タイヤの「皮むき」とよばれる作業についてご紹介しましょう。
文:吉川賢一
アイキャッチ画像:Adobe Stock_daniy
写真:Adobe Stock、写真AC
皮むきとは、タイヤのトレッド表面についた離型剤を剥ぐこと
「タイヤの皮むき」とは、新品タイヤのトレッド表面にのっている薬品の膜を剥ぐために、慣らし走行をする行為のこと。
タイヤは、金型にゴム素材を入れて焼き固めてつくられますが、このときに金型からタイヤをはがれやすくするため、トレッド表面には離型剤という薬剤が使われています。
出来上がったタイヤの表面へ均一に付着していますが、離型剤は滑りをよくするワックスのようなものであるため、そのままの状態だと滑りやすいのです。

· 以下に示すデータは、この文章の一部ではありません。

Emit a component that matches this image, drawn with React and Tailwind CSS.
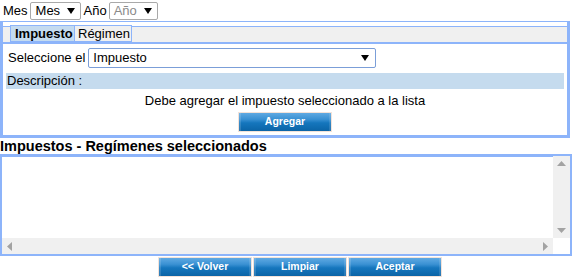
import React from "react";

const Arrow = ({ color = "#000" }) => (
  <svg width="8" height="6" viewBox="0 0 8 6" className="shrink-0">
    <polygon points="0,0 8,0 4,6" fill={color} />
  </svg>
);

const btn =
  "h-[20px] w-[94px] border border-[#f2e2d9] bg-[linear-gradient(to_bottom,#5fa9e2_0%,#3a91d3_35%,#1576bd_55%,#0b64a6_100%)] text-white font-bold text-[10.5px] flex items-center justify-center shadow-[inset_2px_0_0_rgba(255,255,255,0.15),inset_-2px_0_0_rgba(255,255,255,0.12)]";

export default function App() {
  return (
    <div className="w-[572px] h-[278px] bg-white overflow-hidden text-[13px] text-black font-['Liberation_Sans',Arial,sans-serif]">
      {/* top row */}
      <div className="flex items-center h-[21px]">
        <span className="ml-[3px]">Mes</span>
        <div className="ml-[2px] w-[51px] h-[18px] border border-[#a9a9a9] rounded-[2px] flex items-center justify-between pl-[5px] pr-[5px]">
          <span>Mes</span>
          <Arrow />
        </div>
        <span className="ml-[3px]">Año</span>
        <div className="ml-[2px] w-[49px] h-[18px] border border-[#a9a9a9] rounded-[2px] flex items-center justify-between pl-[4px] pr-[5px] text-[#8a8a8a]">
          <span>Año</span>
          <Arrow />
        </div>
      </div>

      {/* panel */}
      <div className="w-[570px] h-[117px] border-x-[3px] border-b-[3px] border-t border-[#8db4fa] flex flex-col">
        <div className="h-[4px]" />
        <div className="h-[18px] border-t border-b-2 border-[#8db4fa] bg-[#f0f0f0] flex items-start pl-[7px]">
          <div className="-mt-[2px] h-[17px] w-[65px] border border-[#8db4fa] bg-[#c4dbf0] font-bold flex items-center pl-[4px] leading-none">
            Impuesto
          </div>
          <div className="-mt-[2px] h-[17px] w-[57px] border border-l-0 border-[#8db4fa] bg-[#f0f0f0] flex items-center pl-[3px] leading-none">
            Régimen
          </div>
        </div>
        <div className="mt-[4px] flex items-center h-[20px]">
          <span className="ml-[5px]">Seleccione el</span>
          <div className="ml-[3px] w-[288px] h-[20px] border border-[#7b9ed8] rounded-[2px] flex items-center justify-between pl-[4px] pr-[6px]">
            <span>Impuesto</span>
            <Arrow />
          </div>
        </div>
        <div className="mt-[5px] mx-[3px] h-[16px] bg-[#c5dbee] flex items-center pl-[1px]">
          Descripción :
        </div>
        <div className="mt-[3px] h-[18px] flex items-center justify-center">
          Debe agregar el impuesto seleccionado a la lista
        </div>
        <div className="mt-[2px] flex justify-center">
          <div className={btn}>Agregar</div>
        </div>
      </div>

      {/* title */}
      <div className="h-[16px] leading-[16px] font-bold text-[14.5px] whitespace-nowrap">
        Impuestos - Regímenes seleccionados
      </div>

      {/* listbox */}
      <div className="w-[572px] h-[102px] border-2 border-[#8db4fa] grid grid-cols-[1fr_17px] grid-rows-[1fr_16px]">
        <div className="bg-white border-t border-[#8db4fa]" />
        <div className="bg-[#f0f0f0] flex flex-col items-center justify-between py-[5px]">
          <svg width="9" height="5" viewBox="0 0 9 5">
            <polygon points="0,5 9,5 4.5,0" fill="#a3a3a3" />
          </svg>
          <svg width="9" height="5" viewBox="0 0 9 5">
            <polygon points="0,0 9,0 4.5,5" fill="#a3a3a3" />
          </svg>
        </div>
        <div className="bg-[#f0f0f0] flex items-center justify-between px-[5px]">
          <svg width="5" height="9" viewBox="0 0 5 9">
            <polygon points="5,0 5,9 0,4.5" fill="#a3a3a3" />
          </svg>
          <svg width="5" height="9" viewBox="0 0 5 9">
            <polygon points="0,0 0,9 5,4.5" fill="#a3a3a3" />
          </svg>
        </div>
        <div className="bg-white" />
      </div>

      {/* bottom buttons */}
      <div className="mt-[1px] flex gap-[1px] pl-[158px]">
        <div className={btn}>&lt;&lt; Volver</div>
        <div className={btn}>Limpiar</div>
        <div className={btn}>Aceptar</div>
      </div>
    </div>
  );
}
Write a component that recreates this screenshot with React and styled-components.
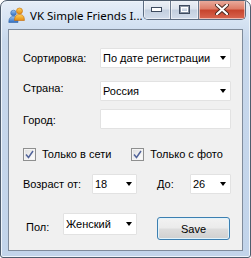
import { styled, createGlobalStyle } from "styled-components";

const Global = createGlobalStyle`
  html, body {
    margin: 0;
    padding: 0;
    background: #ffffff;
  }
  body {
    font-family: "Liberation Sans", Arial, sans-serif;
    font-size: 11px;
    color: #000;
  }
`;

const Window = styled.div`
  box-sizing: border-box;
  width: 251px;
  height: 258px;
  display: flex;
  flex-direction: column;
  border: 1px solid #4f5d6e;
  border-radius: 7px 7px 3px 3px;
  background: linear-gradient(180deg, #e6eef8 0px, #d6e3f3 20px, #c8d8ec 40px, #c2d4ea 100%);
  box-shadow: inset 0 0 0 1px #eef4fb;
  overflow: hidden;
`;

const TitleBar = styled.div`
  height: 28px;
  display: flex;
  align-items: flex-start;
  padding-left: 7px;
`;

const TitleLeft = styled.div`
  display: flex;
  align-items: center;
  gap: 5px;
  height: 28px;
  flex: none;
`;

const Title = styled.span`
  font-family: "Noto Sans", "Open Sans", sans-serif;
  font-size: 11.5px;
  color: #000;
  white-space: nowrap;
`;

const Caption = styled.div`
  margin-left: auto;
  margin-right: 6px;
  display: flex;
  flex: none;
  height: 19px;
  margin-top: -1px;
  border: 1px solid #5c6b80;
  border-top: none;
  border-radius: 0 0 5px 5px;
  overflow: hidden;
`;

const CapButton = styled.div`
  width: ${(p) => p.$w}px;
  height: 100%;
  display: flex;
  align-items: center;
  justify-content: center;
  border-left: ${(p) => (p.$first ? "none" : "1px solid #6c7a8e")};
  background: ${(p) =>
    p.$close
      ? "linear-gradient(180deg, #eab0a2 0%, #de7e69 45%, #c7452e 55%, #d86650 100%)"
      : "linear-gradient(180deg, #eef2f7 0%, #dde4ee 45%, #c3cfdf 55%, #d2dceb 100%)"};
  box-shadow: inset 0 0 0 1px rgba(255, 255, 255, 0.55);
`;

const Client = styled.div`
  margin: 0 7px;
  height: 222px;
  box-sizing: border-box;
  border: 1px solid #7f8b9b;
  background: #f0f0f0;
  padding: 18px 11px 0 14px;
  display: flex;
  flex-direction: column;
`;

const Row = styled.div`
  display: flex;
  align-items: center;
  height: ${(p) => p.$h || 20}px;
  margin-top: ${(p) => p.$mt || 0}px;
`;

const Label = styled.span`
  width: ${(p) => p.$w}px;
  flex: none;
  padding-left: ${(p) => p.$pl || 0}px;
  box-sizing: border-box;
  position: relative;
  top: ${(p) => p.$dy || 0}px;
  white-space: nowrap;
`;

const Combo = styled.div`
  box-sizing: border-box;
  width: ${(p) => p.$w}px;
  height: ${(p) => p.$h || 20}px;
  flex: none;
  display: flex;
  align-items: center;
  background: #fff;
  border: 1px solid #e2e2e2;
  border-radius: 1px;
  padding-left: 2px;
  white-space: nowrap;
  align-self: ${(p) => p.$self || "auto"};
`;

const ComboText = styled.span`
  flex: 1;
  overflow: hidden;
`;

const Arrow = styled.span`
  width: 0;
  height: 0;
  border-left: 3.5px solid transparent;
  border-right: 3.5px solid transparent;
  border-top: 4px solid #000;
  margin: 0 4px 0 4px;
`;

const TextBox = styled.div`
  box-sizing: border-box;
  width: 131px;
  height: 20px;
  background: #fff;
  border: 1px solid #e2e2e2;
  border-radius: 1px;
`;

const Check = styled.label`
  display: flex;
  align-items: center;
  gap: 6px;
  margin-left: ${(p) => p.$ml || 0}px;
`;

const Box = styled.span`
  box-sizing: border-box;
  width: 13px;
  height: 13px;
  border: 1px solid #8e8f8f;
  background: linear-gradient(135deg, #dcdcdc 0%, #f6f6f6 70%, #ffffff 100%);
  box-shadow: inset 0 0 0 1px #f4f4f4;
  display: flex;
  align-items: center;
  justify-content: center;
`;

const SaveButton = styled.button`
  box-sizing: border-box;
  width: 73px;
  height: 23px;
  margin-left: 20px;
  align-self: flex-end;
  font-family: "Liberation Sans", Arial, sans-serif;
  font-size: 11px;
  color: #000;
  border: 1px solid #3c7fb1;
  border-radius: 3px;
  background: linear-gradient(180deg, #f2f2f2 0%, #ebebeb 48%, #dddddd 52%, #cfcfcf 100%);
  box-shadow: inset 0 0 0 1px #e2f3fb;
  padding: 0;
`;

function AppIcon() {
  return (
    <svg width="17" height="16" viewBox="0 0 17 16">
      <defs>
        <linearGradient id="bl" x1="0" y1="0" x2="0" y2="1">
          <stop offset="0" stopColor="#9cc4f2" />
          <stop offset="1" stopColor="#2e6cc0" />
        </linearGradient>
        <linearGradient id="or" x1="0" y1="0" x2="0" y2="1">
          <stop offset="0" stopColor="#ffd35a" />
          <stop offset="1" stopColor="#e58a10" />
        </linearGradient>
      </defs>
      <circle cx="5.5" cy="6" r="2.8" fill="url(#bl)" stroke="#3466a8" strokeWidth="0.6" />
      <path d="M0.8 15.5 C0.8 11 2.5 9.4 5.5 9.4 C8.5 9.4 10 11 10 15.5 Z" fill="url(#bl)" stroke="#3466a8" strokeWidth="0.6" />
      <circle cx="11.5" cy="4" r="3" fill="url(#or)" stroke="#c26a08" strokeWidth="0.6" />
      <path d="M6.5 13.5 C6.5 8.8 8.5 7.5 11.5 7.5 C14.5 7.5 16.4 8.8 16.4 13.5 Z" fill="url(#or)" stroke="#c26a08" strokeWidth="0.6" />
    </svg>
  );
}

function Tick() {
  return (
    <svg width="9" height="9" viewBox="0 0 9 9">
      <path d="M1 4.5 L3.5 7.5 L8 1" fill="none" stroke="#52649a" strokeWidth="1.5" />
    </svg>
  );
}

function DropDown({ w, h, text, self }) {
  return (
    <Combo $w={w} $h={h} $self={self}>
      <ComboText>{text}</ComboText>
      <Arrow />
    </Combo>
  );
}

export default function App() {
  return (
    <>
      <Global />
      <Window>
        <TitleBar>
          <TitleLeft>
            <AppIcon />
            <Title>VK Simple Friends I...</Title>
          </TitleLeft>
          <Caption>
            <CapButton $w={26} $first>
              <svg width="11" height="5" viewBox="0 0 11 5">
                <rect x="0.5" y="0.5" width="10" height="4" fill="#fff" stroke="#3d4a5e" />
              </svg>
            </CapButton>
            <CapButton $w={27}>
              <svg width="11" height="9" viewBox="0 0 11 9">
                <rect x="0.5" y="0.5" width="10" height="8" fill="none" stroke="#3d4a5e" />
                <rect x="2.5" y="2.5" width="6" height="4" fill="none" stroke="#ffffff" />
                <rect x="1.5" y="1.5" width="8" height="6" fill="none" stroke="#3d4a5e" strokeOpacity="0.5" />
              </svg>
            </CapButton>
            <CapButton $w={46} $close>
              <svg width="14" height="11" viewBox="0 0 14 11">
                <path d="M2 1 L12 10 M12 1 L2 10" stroke="#4a2a22" strokeWidth="4" strokeLinecap="round" />
                <path d="M2 1 L12 10 M12 1 L2 10" stroke="#ffffff" strokeWidth="2.2" strokeLinecap="round" />
              </svg>
            </CapButton>
          </Caption>
        </TitleBar>
        <Client>
          <Row>
            <Label $w={77}>Сортировка:</Label>
            <DropDown w={131} text="По дате регистрации" />
          </Row>
          <Row $mt={13}>
            <Label $w={77} $dy={-3}>Страна:</Label>
            <DropDown w={131} text="Россия" />
          </Row>
          <Row $mt={8}>
            <Label $w={77} $dy={1}>Город:</Label>
            <TextBox />
          </Row>
          <Row $mt={15}>
            <Check>
              <Box>
                <Tick />
              </Box>
              Только в сети
            </Check>
            <Check $ml={20}>
              <Box>
                <Tick />
              </Box>
              Только с фото
            </Check>
          </Row>
          <Row $mt={10}>
            <Label $w={69}>Возраст от:</Label>
            <DropDown w={45} text="18" />
            <Label $w={53} $pl={20}>До:</Label>
            <DropDown w={41} text="26" />
          </Row>
          <Row $mt={19} $h={27}>
            <Label $w={40} $pl={3}>Пол:</Label>
            <DropDown w={74} h={22} text="Женский" self="flex-start" />
            <SaveButton>Save</SaveButton>
          </Row>
        </Client>
      </Window>
    </>
  );
}
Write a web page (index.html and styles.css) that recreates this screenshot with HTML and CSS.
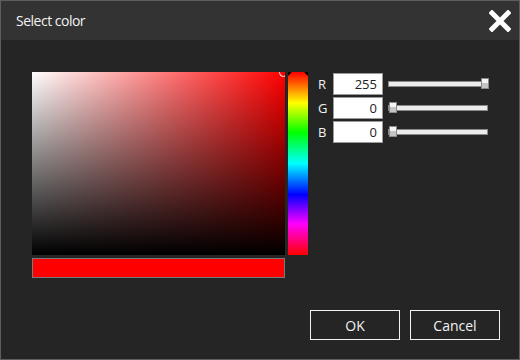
FILE: index.html
```html
<!DOCTYPE html>
<html>
<head>
<meta charset="utf-8">
<link rel="stylesheet" href="styles.css">
</head>
<body>
<div class="window">
  <div class="titlebar">
    <span class="title">Select color</span>
    <svg class="close" width="22" height="22" viewBox="0 0 22 22"><path d="M3 3 L19 19 M19 3 L3 19" stroke="#fff" stroke-width="5" stroke-linecap="square"/></svg>
  </div>
  <div class="content">
    <div class="top">
      <div class="picker">
        <div class="pickrow">
          <div class="sv"><div class="sv-white"></div><div class="sv-black"></div><div class="ring"></div></div>
          <div class="hue"><span class="tri tri-l"></span><span class="tri tri-r"></span></div>
        </div>
        <div class="preview"></div>
      </div>
      <div class="channels">
        <div class="chan"><span class="lbl">R</span><div class="num">255</div><div class="track"><span class="thumb" style="left:92px"></span></div></div>
        <div class="chan"><span class="lbl">G</span><div class="num">0</div><div class="track"><span class="thumb" style="left:0px"></span></div></div>
        <div class="chan"><span class="lbl">B</span><div class="num">0</div><div class="track"><span class="thumb" style="left:0px"></span></div></div>
      </div>
    </div>
    <div class="buttons">
      <button class="btn">OK</button>
      <button class="btn">Cancel</button>
    </div>
  </div>
</div>
</body>
</html>
```
FILE: styles.css
```css
* { box-sizing: border-box; }
html, body { margin: 0; padding: 0; background: #252525; }
body { font-family: "Open Sans", "Noto Sans", sans-serif; }
.window {
  width: 520px; height: 360px;
  border: 1px solid #5e5e5e;
  background: #252525;
  display: flex; flex-direction: column;
}
.titlebar {
  height: 39px; background: #333333;
  display: flex; align-items: center; justify-content: space-between;
  padding: 0 8px 0 15px;
}
.title { color: #f2f2f2; font-size: 14px; letter-spacing: -0.5px; }
.close { display: block; margin-top: 1px; }
.content {
  flex: 1; display: flex; flex-direction: column;
  padding: 32px 19px 19px 31px;
}
.top { display: flex; }
.picker { width: 276px; display: flex; flex-direction: column; gap: 3px; }
.pickrow { display: flex; gap: 3px; height: 183px; }
.sv {
  width: 253px; height: 183px; position: relative; overflow: hidden;
  background: #ff0000;
}
.sv-white { position: absolute; inset: 0; background: linear-gradient(to right, #fff, rgba(255,255,255,0)); }
.sv-black { position: absolute; inset: 0; background: linear-gradient(to bottom, rgba(0,0,0,0), #000); }
.ring {
  position: absolute; width: 9px; height: 9px; border-radius: 50%;
  border: 1.5px solid #fff; right: -3px; top: -4px;
}
.hue {
  width: 20px; height: 183px; position: relative;
  background: linear-gradient(to bottom, #ff0000 0%, #ffff00 17%, #00ff00 33%, #00ffff 50%, #0000ff 67%, #ff00ff 83%, #ff0000 100%);
}
.tri { position: absolute; top: 0; width: 0; height: 0; }
.tri-l { left: 0; border-top: 4px solid #000; border-right: 4px solid transparent; }
.tri-r { right: 0; border-top: 4px solid #000; border-left: 4px solid transparent; }
.preview { width: 253px; height: 20px; background: #ff0000; border: 1px solid #7a7a7a; }
.channels { margin-left: 10px; padding-top: 1px; display: flex; flex-direction: column; gap: 2px; }
.chan { display: flex; align-items: center; height: 22px; }
.lbl { width: 15px; color: #f2f2f2; font-size: 13px; }
.num {
  width: 50px; height: 22px; background: #fff; border: 1px solid #9a9a9a;
  color: #222; font-size: 13px; text-align: right; padding-right: 5px; line-height: 20px;
}
.track {
  position: relative; margin-left: 5px; width: 100px; height: 6px;
  background: #ececec; border: 1px solid #8a8a8a;
}
.thumb {
  position: absolute; top: -4px; width: 8px; height: 11px;
  border: 1px solid #8a8a8a;
  background: linear-gradient(to bottom, #f4f4f4 0 45%, #c4c4c4 45% 100%);
}
.buttons { margin-top: auto; display: flex; justify-content: flex-end; gap: 10px; }
.btn {
  width: 90px; height: 30px; background: transparent; color: #f2f2f2;
  border: 1px solid #f2f2f2; font-family: "Open Sans", "Noto Sans", sans-serif; font-size: 14px;
  padding: 0;
}
```
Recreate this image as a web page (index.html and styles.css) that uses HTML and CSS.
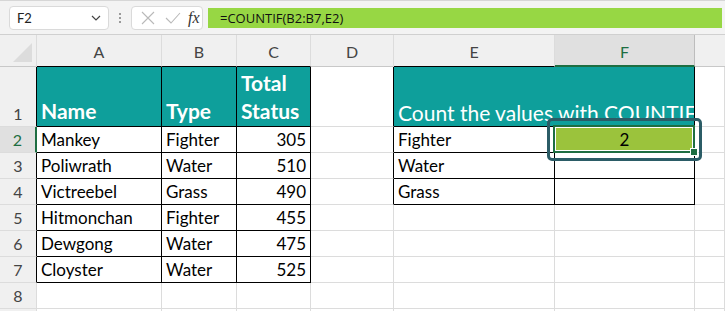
FILE: index.html
```html
<!DOCTYPE html>
<html lang="en">
<head>
  <meta charset="UTF-8" />
  <title>COUNTIF - Sheet</title>
  <link rel="stylesheet" href="styles.css">
</head>
<body>
  <div class="formula-bar">
    <div class="name-box">
      <span>F2</span>
      <svg class="chev" width="10" height="6" viewBox="0 0 10 6"><path d="M1 1l4 4 4-4" fill="none" stroke="#444" stroke-width="1.2"/></svg>
    </div>
    <div class="grip"><i></i><i></i><i></i></div>
    <div class="fx-box">
      <svg width="14" height="14" viewBox="0 0 14 14"><path d="M1 1l12 12M13 1L1 13" stroke="#b9b9b9" stroke-width="1.1"/></svg>
      <svg width="16" height="12" viewBox="0 0 16 12"><path d="M1 6l5 5L15 1" fill="none" stroke="#b9b9b9" stroke-width="1.1"/></svg>
      <span class="fx">fx</span>
    </div>
    <div class="formula">=COUNTIF(B2:B7,E2)</div>
  </div>

  <div class="sheet">
    <div class="corner"><span class="tri"></span></div>
    <div class="col-head">A</div>
    <div class="col-head">B</div>
    <div class="col-head">C</div>
    <div class="col-head">D</div>
    <div class="col-head">E</div>
    <div class="col-head active">F</div>
    <div class="col-head last"></div>

    <div class="row-head tb">1</div>
    <div class="cell head tb">Name</div>
    <div class="cell head tb">Type</div>
    <div class="cell head tb wrap">Total<br>Status</div>
    <div class="cell edge"></div>
    <div class="cell title tb">Count the values with COUNTIF</div>
    <div class="cell"></div>

    <div class="row-head active tb">2</div>
    <div class="cell tb">Mankey</div>
    <div class="cell tb">Fighter</div>
    <div class="cell tb num">305</div>
    <div class="cell edge"></div>
    <div class="cell tb">Fighter</div>
    <div class="cell tb selected">
      2
      <span class="sel-border"></span>
      <span class="handle"></span>
      <span class="ring"></span>
    </div>
    <div class="cell"></div>

    <div class="row-head tb">3</div>
    <div class="cell tb">Poliwrath</div>
    <div class="cell tb">Water</div>
    <div class="cell tb num">510</div>
    <div class="cell edge"></div>
    <div class="cell tb">Water</div>
    <div class="cell tb"></div>
    <div class="cell"></div>

    <div class="row-head tb">4</div>
    <div class="cell tb">Victreebel</div>
    <div class="cell tb">Grass</div>
    <div class="cell tb num">490</div>
    <div class="cell edge"></div>
    <div class="cell tb">Grass</div>
    <div class="cell tb"></div>
    <div class="cell"></div>

    <div class="row-head tb">5</div>
    <div class="cell tb">Hitmonchan</div>
    <div class="cell tb">Fighter</div>
    <div class="cell tb num">455</div>
    <div class="cell"></div>
    <div class="cell"></div>
    <div class="cell"></div>
    <div class="cell"></div>

    <div class="row-head tb">6</div>
    <div class="cell tb">Dewgong</div>
    <div class="cell tb">Water</div>
    <div class="cell tb num">475</div>
    <div class="cell"></div>
    <div class="cell"></div>
    <div class="cell"></div>
    <div class="cell"></div>

    <div class="row-head tb">7</div>
    <div class="cell tb">Cloyster</div>
    <div class="cell tb">Water</div>
    <div class="cell tb num">525</div>
    <div class="cell"></div>
    <div class="cell"></div>
    <div class="cell"></div>
    <div class="cell"></div>

    <div class="row-head">8</div>
    <div class="cell"></div>
    <div class="cell"></div>
    <div class="cell"></div>
    <div class="cell"></div>
    <div class="cell"></div>
    <div class="cell"></div>
    <div class="cell"></div>

    <div class="row-head"></div>
    <div class="cell"></div>
    <div class="cell"></div>
    <div class="cell"></div>
    <div class="cell"></div>
    <div class="cell"></div>
    <div class="cell"></div>
    <div class="cell"></div>
  </div>
</body>
</html>
```

FILE: styles.css
```css
body {
  margin: 0;
  width: 725px;
  height: 311px;
  overflow: hidden;
  background: #fff;
  font-family: Lato, "Liberation Sans", sans-serif;
  color: #000;
}

/* formula bar */
.formula-bar {
  height: 35px;
  box-sizing: border-box;
  background: #f3f3f3;
  border-top: 1px solid #d6d6d6;
  border-bottom: 1px solid #d0d0d0;
  display: flex;
  align-items: center;
  padding: 0 3px 0 9px;
}

.name-box {
  width: 100px;
  height: 24px;
  box-sizing: border-box;
  background: #fff;
  border: 1px solid #dadada;
  border-radius: 4px;
  display: flex;
  align-items: center;
  justify-content: space-between;
  padding: 0 7px 0 7px;
  font-size: 13px;
  color: #222;
}

.grip {
  width: 22px;
  display: flex;
  flex-direction: column;
  align-items: center;
  gap: 2px;
}

.grip i {
  width: 2px;
  height: 2px;
  background: #9a9a9a;
}

.fx-box {
  width: 72px;
  height: 24px;
  box-sizing: border-box;
  background: #fff;
  border: 1px solid #dadada;
  border-radius: 4px;
  display: flex;
  align-items: center;
  gap: 10px;
  padding: 0 0 0 9px;
}

.fx {
  font-family: "Liberation Serif", serif;
  font-style: italic;
  font-size: 16px;
  color: #333;
  margin-left: -3px;
}

.formula {
  flex: 1;
  margin-left: 5px;
  height: 20px;
  background: #97d744;
  font-family: "Open Sans", sans-serif;
  font-size: 13px;
  line-height: 20px;
  padding-left: 12px;
  color: #111;
}

/* sheet grid */
.sheet {
  display: grid;
  grid-template-columns: 37px 125px 75px 74px 83px 161px 140px 1fr;
  grid-template-rows: 32px 60px repeat(8, 26px);
}

.corner,
.col-head,
.row-head {
  background: #f0f0f0;
  color: #444;
  box-sizing: border-box;
  border-right: 1px solid #dcdcdc;
  border-bottom: 1px solid #c8c8c8;
}

.corner {
  position: relative;
}

.tri {
  position: absolute;
  right: 4px;
  bottom: 4px;
  width: 0;
  height: 0;
  border-left: 19px solid transparent;
  border-bottom: 19px solid #dcdcdc;
}

.col-head {
  display: flex;
  align-items: center;
  justify-content: center;
  font-size: 16px;
  padding-top: 2px;
}

.col-head:nth-child(2),
.col-head:nth-child(3),
.col-head:nth-child(4),
.col-head:nth-child(6) {
  border-bottom-color: #000;
}

.col-head.active {
  background: #e0e0e0;
  color: #1e6e42;
  border-bottom: 2px solid #1e6e42;
  border-right-color: #bdbdbd;
}

.col-head.last {
  border-right: none;
}

.row-head {
  display: flex;
  align-items: flex-end;
  justify-content: center;
  font-size: 16px;
  padding-bottom: 3px;
  border-bottom-color: #dcdcdc;
}

.row-head.tb {
  border-right-color: #000;
}

.row-head.active {
  background: #e0e0e0;
  color: #1e6e42;
  border-right: 2px solid #1e6e42;
}

.cell {
  box-sizing: border-box;
  border-right: 1px solid #dcdcdc;
  border-bottom: 1px solid #dcdcdc;
  font-size: 17px;
  padding: 0 4px;
  display: flex;
  align-items: flex-end;
  padding-bottom: 2px;
  white-space: nowrap;
}

.cell.tb {
  border-right-color: #000;
  border-bottom-color: #000;
}

.cell.edge {
  border-right-color: #000;
}

.cell.num {
  justify-content: flex-end;
}

.cell.head {
  background: #0e9f9b;
  color: #fff;
  font-weight: bold;
  font-size: 21px;
  line-height: 28px;
  padding-bottom: 1px;
}

.cell.wrap {
  white-space: normal;
}

.cell.title {
  grid-column: span 2;
  background: #0e9f9b;
  color: #fff;
  font-size: 21px;
  padding-bottom: 1px;
  overflow: hidden;
}

/* selected cell F2 */
.cell.selected {
  position: relative;
  background: #9bc33c;
  justify-content: center;
}

.sel-border {
  position: absolute;
  left: -2px;
  top: -2px;
  right: -1px;
  bottom: -1px;
  border: 2px solid #1e6e42;
  box-shadow: inset 0 0 0 1px #fff;
}

.handle {
  position: absolute;
  right: -4px;
  bottom: -4px;
  width: 6px;
  height: 6px;
  background: #1e6e42;
  border: 1px solid #fff;
}

.ring {
  position: absolute;
  left: -8px;
  top: -9px;
  right: -8px;
  bottom: -9px;
  border: 3px solid #2b5c66;
  border-radius: 5px;
}
```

そのため、新品タイヤへ交換した直後は、無理な走行はせず、ゆっくりと丁寧に運転をすることが推奨されているのです。
離型剤を除去するため、タイヤ表面を洗剤でゴシゴシと洗ったり、紙やすりで削って除去する人もいるようですが、タイヤ表面にのっている薬剤には、長期保管時にタイヤを保護する成分も含まれていますので、お薦めはできません。
以下でお薦めするような、慣らし運転をすれば十分だと考えられます。
距離100kmが皮むきの目安
具体的な「皮むき」のやり方としては、タイヤメーカーやタイヤショップでは時速60km/hで100kmの走行距離が推奨されています。タイヤの皮むきが済むまでは、高速道路の走行は避けるようにとするタイヤメーカーもあります。
筆者も自動車メーカー勤務時代に、新品タイヤを使用する車両実験を行う際は、皮むきのために、100km/hの高速巡行走行で1時間走り続ける作業をしていました。
急なハンドル操作や急ブレーキなどは避け、あくまで丁寧な運転で100km程度走行することで新品タイヤのゴムをあらわにし、タイヤのパフォーマンスを100パーセント発揮させることができるのです。
ただ、気にしすぎる必要はない
そうはいっても、「新品タイヤは滑るので怖い」と考えすぎる必要はなく、丁寧な運転を心がけていれば何ら問題はありません。
タイヤに関しては、それよりも日頃から空気圧チェックを欠かさないことのほうが重要。
タイヤの空気圧は、横方向のグリップ、乗り心地、ブレーキ、静粛性、燃費など、動性能の全てに影響を及ぼします。
1ヵ月ごとの空気圧チェックは、怠らないようにしたいものです。